Let's say I want to compare two numbers that are stacked powers of different bases:
$a^{b^{c^{d^e}}}$ compared to $f^{g^{h^{i^j}}}$
where all ten values will be integers in the range $[1,10]$.
Important note: $a^{b^{c^{d^e}}}$ is $a^\left({b^\left({c^\left({d^e}\right)}\right)}\right)$, not $(((a^b)^c)^d)^e$.
What would be a possible approach for this? I know how to do it with just three numbers stacked on top of each other using logarithms:
$a^{b^c}$ compared to $d^{e^f}$ can be done by comparing $\log_2{a}×{b^c}$ to $\log_2{d}×{e^f}$. But how to use it with more exponents on top of one another?
PS: I'm not that familiar with most of the Math jargon and formulas used in most of the answers/questions on this website and only know the very basics of MathJax, so if you are to post any complex(-looking) formulas, could you also add an ELI5 explanation for me? 🙂
EDIT: The goal is to have a general approach/formula I can use in a computer program (i.e. in Java or Python) to give a truthy/falsey result for $a^{b^{c^{d^e}}}<f^{g^{h^{i^j}}}$, given the ten integers (within 10 seconds on a regular PC). This question was posted as a challenge on the Codegolf stackexchange a few hours ago. Because the same user also posed the $a^{b^c}<d^{e^f}$ challenge earlier, it is not very well-received. Regardless, I'm curious to see what approach can be used in general for this problem, hence my question here.
Best Answer
Assume the lowest bases aren't 1. If they are, comparing expressions is trivial, since $1^x=1<2^y$ for any $x,y\in[1,10]$.
Let's start by tackling 3 powers. As you noted, $a^{b^c}$ can be easily compared to $f^{g^h}$ by taking the log, which massively reduces the size of the numbers we are working with. We get $b^c\log(a)$ compared to $g^h\log(b)$, which are now reasonable to try and compute.
For 4 powers, we again take the log. This reduces the problem to comparing $b^{c^d}\log(a)$ and $g^{h^i}\log(f)$. By taking the log again, we get $c^d\log(b)+\log(\log(a))$ and $h^i\log(g)+\log(\log(f))$. This is also very reasonable to compute. One can also see that $\log(\log(x))$ is almost nearly irrelevant. The difference between $\log(\log(2))$ and $\log(\log(10))$ is only about $0.5$ if we use base ten for our logarithms.

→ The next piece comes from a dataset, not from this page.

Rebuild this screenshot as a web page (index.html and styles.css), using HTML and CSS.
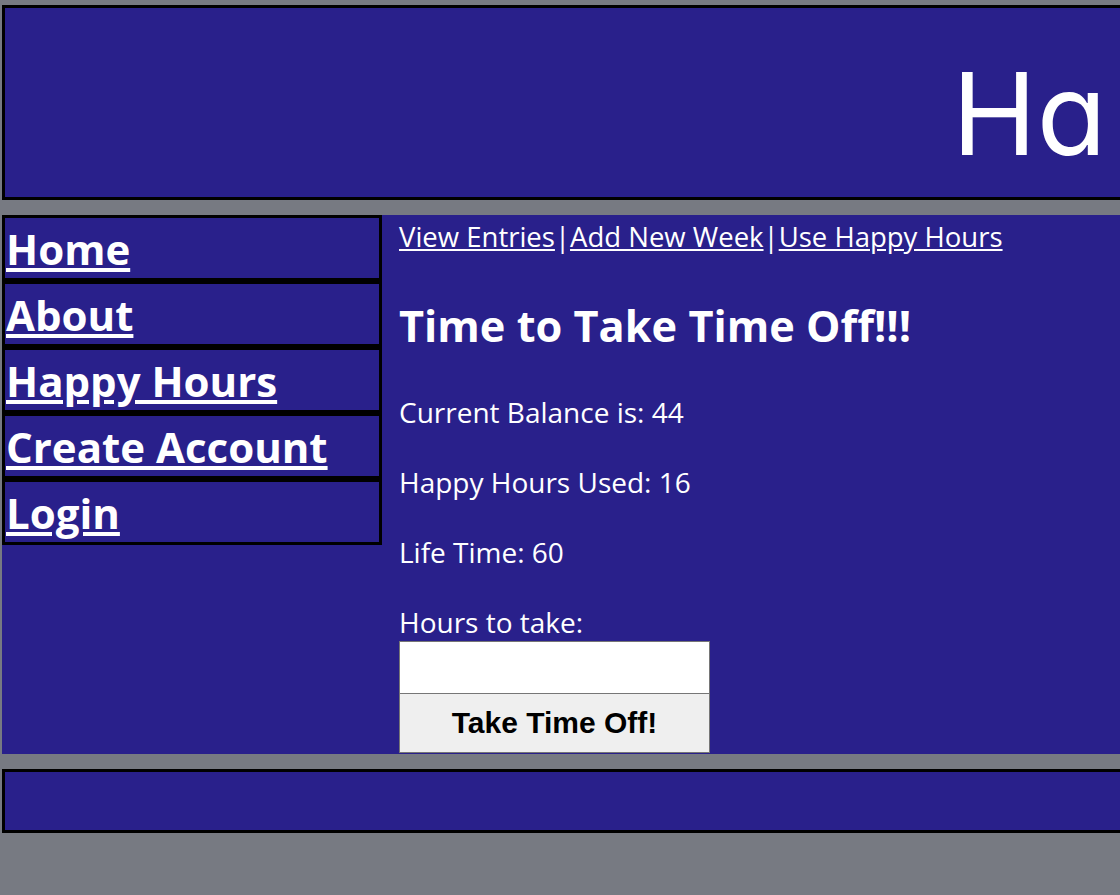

For 5 powers, taking log twice gets us to $c^{d^e}\log(b)+\log(\log(a))$ and $h^{i^j}\log(g)+\log(\log(f))$. If we ignore the double log term, we can take another log to get $d^e\log(c)+\log(\log(b))$ and $i^j\log(h)+\log(\log(g))$. And as long as these two are far enough apart, we can ignore the dropped terms. How far apart? Assume wlog that $d^e\log(c)+\log(\log(b))\le i^j\log(h)+\log(\log(g))$. Then we let $y=\log(\log(f))-\log(\log(a))$$=\log(\log(f)/\log(a))$. The question is then a matter of what $\log(x)-\log(x+y)=-\log(1+y/x)$ is i.e. how far off are we when we ignore this term when taking the log of both sides. For simplicity, we use the natural log, base $e$. We then have the readily tight bounds of
$$\frac y{x+y}\le\ln\left(1+\frac yx\right)\le\frac yx$$
which is most nearly zero for large values of $x$. I strongly doubt that this will come into play, unless everything except the dropped terms come out to be equal.